SUPPLIED MATERIAL start

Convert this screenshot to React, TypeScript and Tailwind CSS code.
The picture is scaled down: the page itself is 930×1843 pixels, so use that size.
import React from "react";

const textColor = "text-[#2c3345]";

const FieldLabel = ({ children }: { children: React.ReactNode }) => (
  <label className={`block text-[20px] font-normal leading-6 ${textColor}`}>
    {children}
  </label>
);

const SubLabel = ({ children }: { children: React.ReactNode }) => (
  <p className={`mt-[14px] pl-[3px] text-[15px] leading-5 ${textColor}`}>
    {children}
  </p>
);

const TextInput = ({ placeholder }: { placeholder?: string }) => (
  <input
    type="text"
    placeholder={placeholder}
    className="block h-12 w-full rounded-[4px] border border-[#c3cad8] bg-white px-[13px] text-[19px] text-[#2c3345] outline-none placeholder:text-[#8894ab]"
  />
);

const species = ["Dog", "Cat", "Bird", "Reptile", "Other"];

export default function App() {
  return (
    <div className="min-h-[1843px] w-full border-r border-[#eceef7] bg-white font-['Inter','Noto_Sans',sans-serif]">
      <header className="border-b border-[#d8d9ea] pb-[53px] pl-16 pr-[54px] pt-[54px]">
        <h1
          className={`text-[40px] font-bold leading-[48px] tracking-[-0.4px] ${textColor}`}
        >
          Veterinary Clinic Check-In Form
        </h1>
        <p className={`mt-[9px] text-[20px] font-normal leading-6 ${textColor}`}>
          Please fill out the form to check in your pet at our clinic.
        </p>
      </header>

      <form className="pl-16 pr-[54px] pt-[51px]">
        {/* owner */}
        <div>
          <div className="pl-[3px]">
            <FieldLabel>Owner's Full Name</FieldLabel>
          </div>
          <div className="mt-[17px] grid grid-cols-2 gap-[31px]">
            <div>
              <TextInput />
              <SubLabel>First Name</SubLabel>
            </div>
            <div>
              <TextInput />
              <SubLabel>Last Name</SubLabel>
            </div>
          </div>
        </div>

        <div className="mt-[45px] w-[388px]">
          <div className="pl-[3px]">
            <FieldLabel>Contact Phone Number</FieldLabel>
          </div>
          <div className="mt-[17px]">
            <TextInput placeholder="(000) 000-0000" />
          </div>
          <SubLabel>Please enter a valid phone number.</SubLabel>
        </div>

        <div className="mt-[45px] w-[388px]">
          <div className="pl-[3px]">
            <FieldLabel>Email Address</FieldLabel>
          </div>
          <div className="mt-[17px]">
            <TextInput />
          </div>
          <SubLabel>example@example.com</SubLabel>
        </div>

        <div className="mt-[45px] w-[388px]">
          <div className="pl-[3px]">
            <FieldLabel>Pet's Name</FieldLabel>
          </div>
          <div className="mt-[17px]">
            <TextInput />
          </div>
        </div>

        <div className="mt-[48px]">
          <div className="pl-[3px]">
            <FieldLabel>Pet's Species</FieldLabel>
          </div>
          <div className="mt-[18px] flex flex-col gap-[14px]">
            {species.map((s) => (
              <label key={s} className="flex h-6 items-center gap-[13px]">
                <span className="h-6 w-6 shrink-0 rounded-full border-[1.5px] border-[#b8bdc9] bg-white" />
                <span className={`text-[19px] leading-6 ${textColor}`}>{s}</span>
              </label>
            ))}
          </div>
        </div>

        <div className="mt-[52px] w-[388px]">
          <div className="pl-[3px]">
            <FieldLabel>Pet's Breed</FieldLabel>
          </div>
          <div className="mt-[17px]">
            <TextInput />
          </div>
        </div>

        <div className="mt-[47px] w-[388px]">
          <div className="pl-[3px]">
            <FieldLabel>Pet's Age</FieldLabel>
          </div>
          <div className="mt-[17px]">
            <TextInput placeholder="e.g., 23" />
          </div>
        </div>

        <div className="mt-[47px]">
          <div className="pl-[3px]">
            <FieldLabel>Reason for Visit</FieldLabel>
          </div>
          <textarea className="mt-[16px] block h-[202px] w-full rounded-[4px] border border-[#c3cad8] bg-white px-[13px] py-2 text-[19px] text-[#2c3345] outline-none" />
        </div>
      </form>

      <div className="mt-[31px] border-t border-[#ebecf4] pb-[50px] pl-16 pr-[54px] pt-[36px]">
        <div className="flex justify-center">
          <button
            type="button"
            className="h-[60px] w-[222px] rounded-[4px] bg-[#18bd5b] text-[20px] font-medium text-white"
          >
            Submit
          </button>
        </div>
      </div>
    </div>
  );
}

SUPPLIED MATERIAL end
SUPPLIED MATERIAL start

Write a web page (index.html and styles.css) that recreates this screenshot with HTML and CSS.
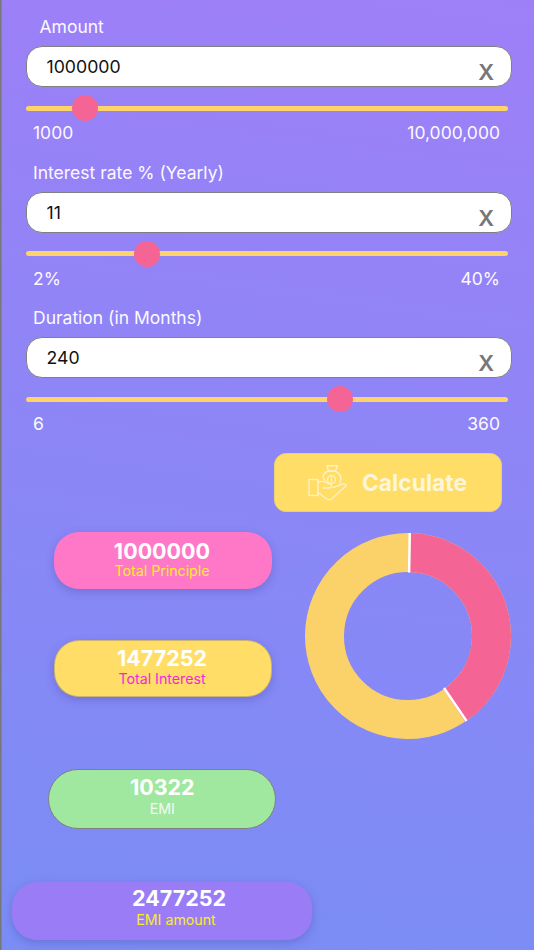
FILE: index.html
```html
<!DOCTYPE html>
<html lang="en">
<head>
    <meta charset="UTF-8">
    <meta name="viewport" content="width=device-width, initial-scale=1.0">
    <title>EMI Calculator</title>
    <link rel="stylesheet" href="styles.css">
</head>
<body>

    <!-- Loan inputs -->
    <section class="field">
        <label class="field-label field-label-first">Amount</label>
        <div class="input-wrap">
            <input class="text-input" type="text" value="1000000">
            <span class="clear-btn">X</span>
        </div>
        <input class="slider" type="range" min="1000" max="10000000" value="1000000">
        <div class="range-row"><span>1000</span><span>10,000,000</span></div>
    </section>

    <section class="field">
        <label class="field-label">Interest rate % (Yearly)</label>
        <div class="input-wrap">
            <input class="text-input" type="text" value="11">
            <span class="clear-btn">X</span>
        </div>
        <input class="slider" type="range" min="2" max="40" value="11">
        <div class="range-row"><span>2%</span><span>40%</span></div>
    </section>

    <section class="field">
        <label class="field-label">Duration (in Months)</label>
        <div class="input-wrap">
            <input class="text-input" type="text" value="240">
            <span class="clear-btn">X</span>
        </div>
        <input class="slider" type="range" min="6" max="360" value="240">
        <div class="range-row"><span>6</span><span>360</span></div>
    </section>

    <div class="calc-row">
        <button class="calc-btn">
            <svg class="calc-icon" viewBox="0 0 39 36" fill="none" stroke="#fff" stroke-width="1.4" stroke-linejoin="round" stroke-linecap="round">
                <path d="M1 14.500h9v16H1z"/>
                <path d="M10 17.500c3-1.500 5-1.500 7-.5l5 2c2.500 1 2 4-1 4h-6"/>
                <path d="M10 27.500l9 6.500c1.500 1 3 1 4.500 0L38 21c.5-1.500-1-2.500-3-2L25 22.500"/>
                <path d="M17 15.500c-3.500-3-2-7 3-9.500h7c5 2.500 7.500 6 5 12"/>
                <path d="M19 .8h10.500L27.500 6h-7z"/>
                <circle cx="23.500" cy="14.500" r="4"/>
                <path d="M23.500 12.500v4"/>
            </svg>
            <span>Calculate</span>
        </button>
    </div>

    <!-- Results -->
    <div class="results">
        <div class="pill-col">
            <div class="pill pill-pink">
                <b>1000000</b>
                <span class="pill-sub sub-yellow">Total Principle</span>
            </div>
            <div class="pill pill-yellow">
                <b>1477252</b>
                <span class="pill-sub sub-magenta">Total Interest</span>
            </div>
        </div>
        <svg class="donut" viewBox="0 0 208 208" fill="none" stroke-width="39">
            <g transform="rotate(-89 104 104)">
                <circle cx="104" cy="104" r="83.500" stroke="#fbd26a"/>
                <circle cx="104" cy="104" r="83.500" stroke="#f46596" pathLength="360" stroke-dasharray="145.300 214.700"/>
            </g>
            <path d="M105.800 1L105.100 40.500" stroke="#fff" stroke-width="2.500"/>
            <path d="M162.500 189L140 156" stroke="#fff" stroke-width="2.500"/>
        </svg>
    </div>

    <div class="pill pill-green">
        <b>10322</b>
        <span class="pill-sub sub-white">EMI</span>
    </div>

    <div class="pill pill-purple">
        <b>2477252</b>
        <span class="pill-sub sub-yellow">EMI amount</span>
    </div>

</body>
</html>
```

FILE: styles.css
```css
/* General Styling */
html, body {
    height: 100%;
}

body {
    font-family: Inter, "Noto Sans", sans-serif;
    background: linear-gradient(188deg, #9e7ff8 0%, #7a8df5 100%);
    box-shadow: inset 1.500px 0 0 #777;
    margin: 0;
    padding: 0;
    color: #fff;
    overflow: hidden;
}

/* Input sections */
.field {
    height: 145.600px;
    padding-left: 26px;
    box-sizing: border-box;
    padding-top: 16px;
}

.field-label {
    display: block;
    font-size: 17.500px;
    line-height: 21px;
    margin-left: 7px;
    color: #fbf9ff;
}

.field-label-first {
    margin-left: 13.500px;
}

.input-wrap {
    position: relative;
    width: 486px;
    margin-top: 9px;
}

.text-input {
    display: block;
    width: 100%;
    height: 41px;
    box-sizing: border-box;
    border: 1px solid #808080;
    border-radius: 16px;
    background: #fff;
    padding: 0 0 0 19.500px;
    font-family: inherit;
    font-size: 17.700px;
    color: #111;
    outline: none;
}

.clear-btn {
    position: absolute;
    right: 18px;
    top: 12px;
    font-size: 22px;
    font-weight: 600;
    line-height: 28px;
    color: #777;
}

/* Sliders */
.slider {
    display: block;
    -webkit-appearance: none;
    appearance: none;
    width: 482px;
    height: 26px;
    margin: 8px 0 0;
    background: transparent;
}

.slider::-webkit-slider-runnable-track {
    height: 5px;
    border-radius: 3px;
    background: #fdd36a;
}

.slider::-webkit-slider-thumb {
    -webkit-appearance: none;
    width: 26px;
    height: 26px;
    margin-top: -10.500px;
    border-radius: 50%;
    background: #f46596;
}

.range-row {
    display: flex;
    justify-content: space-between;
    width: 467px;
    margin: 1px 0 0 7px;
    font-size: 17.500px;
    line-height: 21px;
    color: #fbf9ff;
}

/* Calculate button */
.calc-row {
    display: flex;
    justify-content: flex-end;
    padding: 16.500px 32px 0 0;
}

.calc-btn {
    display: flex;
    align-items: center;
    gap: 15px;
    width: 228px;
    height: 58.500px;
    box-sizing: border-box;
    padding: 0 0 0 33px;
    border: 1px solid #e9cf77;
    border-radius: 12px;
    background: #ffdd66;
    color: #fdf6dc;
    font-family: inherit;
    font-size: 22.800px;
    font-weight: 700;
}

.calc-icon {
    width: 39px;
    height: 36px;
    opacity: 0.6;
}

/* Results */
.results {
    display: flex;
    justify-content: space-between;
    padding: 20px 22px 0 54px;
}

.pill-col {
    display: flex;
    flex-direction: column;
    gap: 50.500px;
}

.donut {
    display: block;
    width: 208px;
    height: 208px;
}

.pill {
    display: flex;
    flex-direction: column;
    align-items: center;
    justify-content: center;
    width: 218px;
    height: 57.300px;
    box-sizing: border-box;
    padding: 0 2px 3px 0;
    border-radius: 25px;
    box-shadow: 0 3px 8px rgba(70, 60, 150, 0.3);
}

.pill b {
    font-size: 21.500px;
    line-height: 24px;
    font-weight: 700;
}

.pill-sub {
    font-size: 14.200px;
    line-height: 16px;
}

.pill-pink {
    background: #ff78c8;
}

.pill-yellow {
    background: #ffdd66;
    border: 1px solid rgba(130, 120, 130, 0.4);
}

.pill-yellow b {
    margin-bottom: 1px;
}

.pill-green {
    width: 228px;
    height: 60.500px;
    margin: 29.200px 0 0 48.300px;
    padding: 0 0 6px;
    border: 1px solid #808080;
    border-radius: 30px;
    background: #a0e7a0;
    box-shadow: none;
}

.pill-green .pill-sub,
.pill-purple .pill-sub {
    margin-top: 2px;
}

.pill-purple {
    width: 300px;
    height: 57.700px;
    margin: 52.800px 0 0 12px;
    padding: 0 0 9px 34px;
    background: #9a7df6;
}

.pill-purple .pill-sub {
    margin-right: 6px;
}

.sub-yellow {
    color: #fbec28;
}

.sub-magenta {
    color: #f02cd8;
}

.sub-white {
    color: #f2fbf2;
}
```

SUPPLIED MATERIAL end

• **TASK INSTRUCTIONS**: Check each line of the records for "index" and copy the ones that contain it.

• **OUTPUT BELOW**:
Write a web page (index.html and styles.css) that recreates this screenshot with HTML and CSS.
FILE: index.html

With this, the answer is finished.